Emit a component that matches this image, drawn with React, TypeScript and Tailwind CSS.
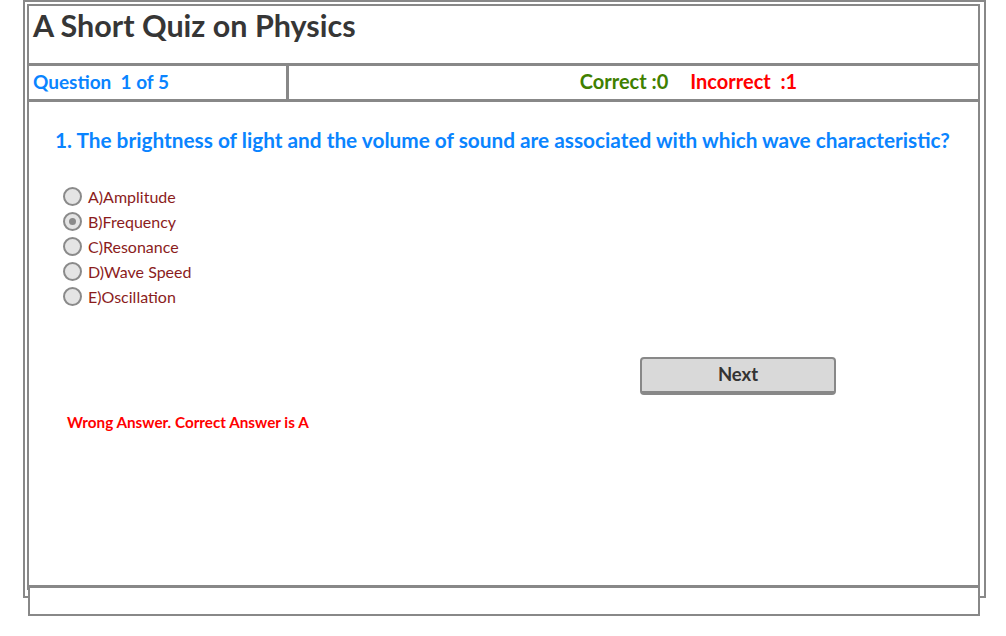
import { useState } from 'react';

const options = ['A)Amplitude', 'B)Frequency', 'C)Resonance', 'D)Wave Speed', 'E)Oscillation'];

function Radio({ checked }: { checked: boolean }) {
  return (
    <span className="flex h-[19px] w-[19px] shrink-0 items-center justify-center rounded-full border-2 border-[#8a8a8a] bg-[#e4e4e4]">
      {checked && <span className="h-[7px] w-[7px] rounded-full bg-[#8a8a8a]" />}
    </span>
  );
}

export default function App() {
  const [picked, setPicked] = useState(1);

  return (
    <div className="min-h-[636px] bg-white font-['Lato','Liberation_Sans',sans-serif]">
      <div className="ml-[23px] h-[598px] w-[963px] border-2 border-[#888] px-[2px] pt-[2px]">
        <div className="flex h-[586px] w-[953px] flex-col border-2 border-b-0 border-[#888]">
          <div className="h-[60px] border-b-[3px] border-[#888] px-[4px] pt-[1px]">
            <h1 className="text-[30.5px] font-bold leading-[36px] text-[#363636]">A Short Quiz on Physics</h1>
          </div>
          <div className="flex h-[36px] border-b-[3px] border-[#888]">
            <div className="flex w-[260px] items-center border-r-[3px] border-[#888] px-[4px] text-[19px] font-bold text-[#0a84ff]">
              Question&nbsp; 1 of 5
            </div>
            <div className="flex flex-1 items-center justify-center gap-[22px] pl-[110px] pb-[3px] text-[20px] font-bold">
              <span className="text-[#3f8000]">Correct :0</span>
              <span className="text-[#ff0000]">Incorrect&nbsp; :1</span>
            </div>
          </div>
          <div className="flex-1 px-[26px] pt-[22px]">
            <p className="text-[20.8px] font-bold text-[#0a84ff]">
              1. The brightness of light and the volume of sound are associated with which wave characteristic?
            </p>
            <ul className="mt-[29px] flex flex-col pl-[8px]">
              {options.map((o, i) => (
                <li
                  key={o}
                  onClick={() => setPicked(i)}
                  className="flex h-[25px] cursor-pointer items-center gap-[6px] text-[16px] text-[#8b1c1c]"
                >
                  <Radio checked={picked === i} />
                  <span>{o}</span>
                </li>
              ))}
            </ul>
            <div className="mt-[48px] flex pl-[585px]">
              <button className="h-[38px] w-[196px] rounded-[4px] border-2 border-b-[4px] border-[#888] bg-[#d9d9d9] text-[18.5px] font-bold text-[#333]">
                Next
              </button>
            </div>
            <p className="mt-[16px] pl-[12px] text-[15.25px] font-bold text-[#ff0000]">Wrong Answer. Correct Answer is A</p>
          </div>
        </div>
      </div>
      <div className="-mt-[13px] ml-[28px] h-[31px] w-[952px] border-2 border-t-[3px] border-[#888] bg-white" />
    </div>
  );
}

───

Omitting all pictures, restate exactly the lines of the material from its start through the line that contains "const [picked, setPicked] = useState(1);".

• _REPLY_:
Emit a component that matches this image, drawn with React, TypeScript and Tailwind CSS.
import { useState } from 'react';

const options = ['A)Amplitude', 'B)Frequency', 'C)Resonance', 'D)Wave Speed', 'E)Oscillation'];

function Radio({ checked }: { checked: boolean }) {
  return (
    <span className="flex h-[19px] w-[19px] shrink-0 items-center justify-center rounded-full border-2 border-[#8a8a8a] bg-[#e4e4e4]">
      {checked && <span className="h-[7px] w-[7px] rounded-full bg-[#8a8a8a]" />}
    </span>
  );
}

export default function App() {
  const [picked, setPicked] = useState(1);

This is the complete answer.